Tough to name a Villain of the Week on such a superb weekend of rugby, but it has to go to Mike McCarthy for his dive in the PRO12 final. Diving is wrong full stop, but McCarthy’s Rivaldo-esque slump to the turf made even Bryan Habana’s effort in the Heineken Cup final look believable.

by Alex Shaw (@alexshawsport)

Photo by: Patrick Khachfe / Onside Images

6 thoughts on “Best of the Weekend: Northampton and Leinster take the spoils

  1. Interesting that you also didn’t think the evidence for the last try was completely conclusive. Would be interested to know what you think about the TMO sticking his nose in before he’d been asked to look at anything as well. I always though the referee had to ask the TMO to look at the evidence, not for the TMO to voice his opinion before asked?!

    1. Tbf the Farrell no try was the right decsion even if it was a bit unconventional. The winning try? hmm. It wasn’t clear cut, but I don’t think it was THAT controversial to give. I thought the players reactions on both sides gave it away.

    2. The TMO alerting the ref is how it should be in my opinion. He has the luxury of seeing it from the TV cameras. The referee doesn’t and can often have an obstructed view.

      However as the play was unfolding he should have come in “JP review for forward pass” prior to JP sticking his arm up to award the try.

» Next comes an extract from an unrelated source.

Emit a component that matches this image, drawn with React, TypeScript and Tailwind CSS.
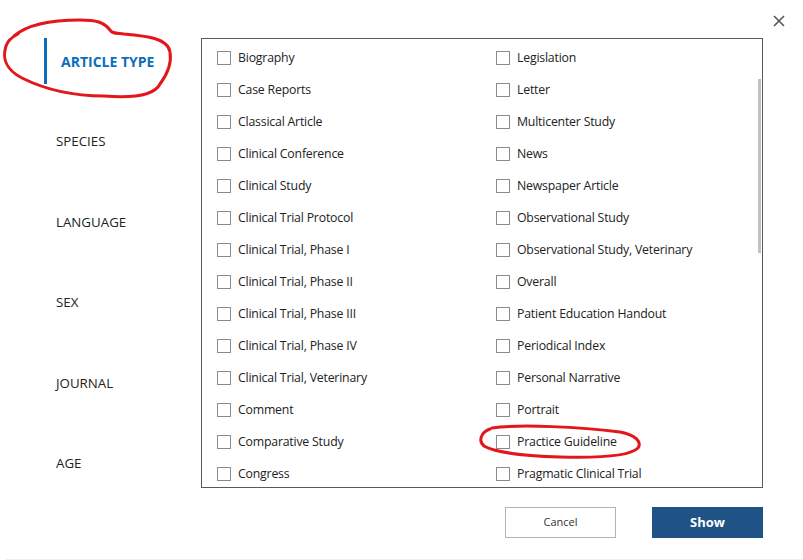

  2. Daly seems to have a few defensive issues to work out but he’s such an exciting player to watch. Unbelievably skilful. Reminds me of the player Tait could have been if injuries didn’t rob him of that bit of pace, with a kicking game stuck on top.

    With Brown at 15 and Foden well placed to cover the back 3 from the bench, and with Tuilagi/Burrell fighting over 13, it might be a while before he’s an England regular, but that might not be a bad thing.

  3. I thought the England XV were a bit hard done by by a few of the referring decisions. The Baabas were given a lot of latitude at the breakdown. Still 10 caps vs 700, I thought they acquitted themselves well, but the defence was poor. I felt at times that England were playing more like the Barbarians than the Barbarians were!